With travel restrictions in place around the world, and the coronavirus pandemic keeping would-be tourists at home, one of the world’s most famous wonders, the early 12th-century Angkor Wat and surrounding temples, has been left largely empty for months.
But for those who live in Cambodia, the pandemic has offered visitors to the Angkor Archaeological Park a rare opportunity to explore the near vacant temples in peace, quiet and solitude.
“This is really a once-in-a-multi-lifetime experience. There’s very few people in history who have ever been to Angkor alone, or very close to alone, ” says Jared Cahners, an expatriate living in Cambodia who gives food tours in Siem Reap, where the temples are located – when there are tourists to guide.
Usually a top South-East Asian tourist destination, the park counted more than 1.1 million international visitors in the first five months of 2019. But by the end of May 2020, fewer than 400,000 have visited, according to the state-run ticketing agency Angkor Enterprise.
As Covid-19 pummels Cambodia’s tourism industry, the temple’s managers are hoping long-term tickets will draw in more visitors to the world famous temples.
Angkor Enterprise has started issuing one-month, three-month, and six-month tickets (priced US$100/RM426, US$150/RM639 and US$200/RM852, respectively), according to a Khmer Times report on June 25.
As a measure to help tourism, the initiative may be too optimistic, however.
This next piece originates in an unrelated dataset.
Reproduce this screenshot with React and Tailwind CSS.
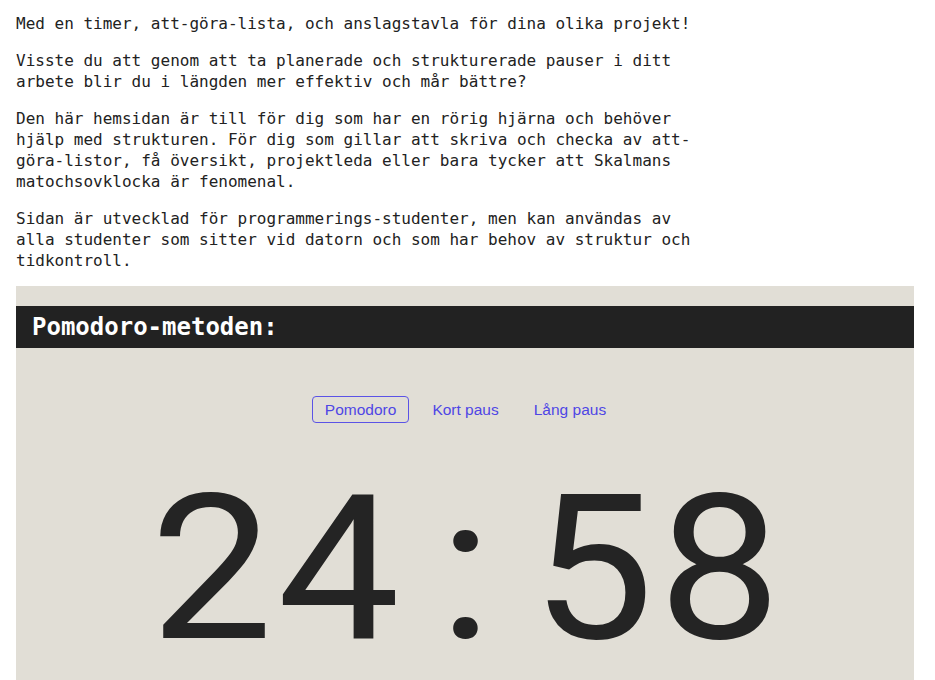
import React from "react";

const digits = ["2", "4", ":", "5", "8"];

export default function App() {
  return (
    <div className="min-h-screen bg-white text-[#222222]">
      <div className="px-4 pt-[13px]">
        <div
          className="w-[682px] text-[16px] leading-[21px]"
          style={{ fontFamily: '"DejaVu Sans Mono", "Liberation Mono", monospace' }}
        >
          <p className="mb-4">
            Med en timer, att-göra-lista, och anslagstavla för dina olika projekt!
          </p>
          <p className="mb-4">
            Visste du att genom att ta planerade och strukturerade pauser i ditt arbete blir du i
            längden mer effektiv och mår bättre?
          </p>
          <p className="mb-4">
            Den här hemsidan är till för dig som har en rörig hjärna och behöver hjälp med
            strukturen. För dig som gillar att skriva och checka av att-göra-listor, få översikt,
            projektleda eller bara tycker att Skalmans matochsovklocka är fenomenal.
          </p>
          <p className="mb-[15px]">
            Sidan är utvecklad för programmerings-studenter, men kan användas av alla studenter
            som sitter vid datorn och som har behov av struktur och tidkontroll.
          </p>
        </div>

        <section className="w-[898px] bg-[#e1ded6] pt-5 pb-10">
          <div className="h-[42px] bg-[#222222] flex items-center px-4">
            <h2
              className="text-white text-[24px] font-bold leading-none"
              style={{ fontFamily: '"DejaVu Sans Mono", "Liberation Mono", monospace' }}
            >
              Pomodoro-metoden:
            </h2>
          </div>

          <div
            className="mt-12 flex justify-center items-center gap-[11px] text-[15.5px] leading-[17px] text-[#4f46e5]"
            style={{ fontFamily: '"Liberation Sans", Arial, sans-serif' }}
          >
            <button className="px-3 py-[4px] rounded-[4px] border border-[#5b53e6]">Pomodoro</button>
            <button className="px-3 py-[5px] rounded-[4px]">Kort paus</button>
            <button className="px-3 py-[5px] rounded-[4px]">Lång paus</button>
          </div>

          <div
            className="mt-[45px] flex justify-center text-[202px] leading-none text-[#242424]"
            style={{ fontFamily: 'Roboto, "Noto Sans", sans-serif' }}
          >
            {digits.map((d, i) => (
              <span key={i} className="inline-block w-[127px] text-center scale-x-[1.08]">
                {d}
              </span>
            ))}
          </div>
        </section>
      </div>
    </div>
  );
}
Even before the pandemic, the average length-of-stay for tourists had only grown from 5.4 days in 2013 to 6.4 days in 2018.
Now, the sector, like many across the world, is facing a disaster. The number of passengers for May plunged 98% in all three international airports, compared to the year before.
With only 654 foreigners visiting the temples in April 2020, each day saw an average of 22 international visitors in a 400sq km complex that includes more than 150 significant monuments.
Angkor Archaeological Park today seems more empty than it was in the early 2000s, before many foreign tourists were visiting, according to Long Kosal, a spokesman for the Apsara Authority, which manages the temple complex where he has worked for more than 20 years.
“Back then there were few tourists, but now there are none, ” Kosal says. “To see Angkor empty, it’s strange and extraordinary.”
But on the plus side, the lack of visitors is allowing the Apsara Authority to get planned maintenance work, like tree planting and road restoration, done early, he says.
“We’re making preparations for when tourists come back, ” he adds.
While some travellers from neighbouring countries are expected to start visiting Cambodia again next year, followed by Chinese tourists, the temples may not see their normal, pre-pandemic number of visitors for up to four years, according to Chhay Sivlin, president of the Cambodia Association of Travel Agents.
Ou Virak, a public policy analyst who lives in the capital, Phnom Penh, says he visited the temples at the end of April because he wanted to see Angkor Wat without tourists while he could.
But as a researcher, he also wanted to witness the economic effect of the pandemic with his own eyes.
As much as he, other locals and expats were enjoying the “once in a lifetime experience, ” Virak says, it was important to keep in mind that the park’s emptiness means thousands of people who earn a living through tourism are suffering financially.
For Cambodians, he added, Angkor Wat is more than a tourist attraction. It’s a holy place and part of their cultural heritage.
“It’s a symbol of the country. Literally, it’s on the Cambodian flag, ” Virak says.
For Vincent Prosper, a nongovernmental organisation director who moved to Phnom Penh in February and visited the temples for the first time in mid-May, the solitude in the park was a unique experience.
“Being alone in the Bakan, at the highest level of Angkor Wat, made me feel like Henri Mouhot, the French naturalist re-discovering the site in 1861, ” Prosper says.
“I just want to keep this image in mind and will be certainly reluctant to visit Angkor Wat again once the Covid-19 situation will be over.”
Alexandra Kennett, a consultant for a nongovernmental organisation in Phnom Penh, visited the temples with four friends in early May and said seeing the near-empty walkway leading to Angkor Wat at sunrise was unbelievable and could not be replicated.
Kennett said she and her friends also had the multi-Buddha-faced Bayon temple entirely to themselves.
“We were able to get lost in the ground level of Bayon and that was just phenomenal.” – dpa
Cambodia's new entry rules
Last month, it was reported that foreign travellers entering Cambodia are now required to pay a cash deposit of US$3,000 (RM12,787) for “Covid-19 service charges”. This can be paid by credit card too.
Visitors are also required to have a travel insurance coverage of at least US$50,000 (RM213,125).
The service charges will include transportation to a testing centre, a Covid-19 test, an overnight stay at a designated hotel while waiting for test results, meals and laundry.
Visitors must self-isolate for 14 days after testing, and report to medical officers daily. On the 13th day, they must undergo a second Covid-19 test. If their test results are negative, then the visitors are free to start their holiday. The remainder of the deposit will be returned to them. If the tests are positive, then the traveller will be sent to a state hospital.
These charges apply to all foreign travellers, except for those on diplomatic or official government business.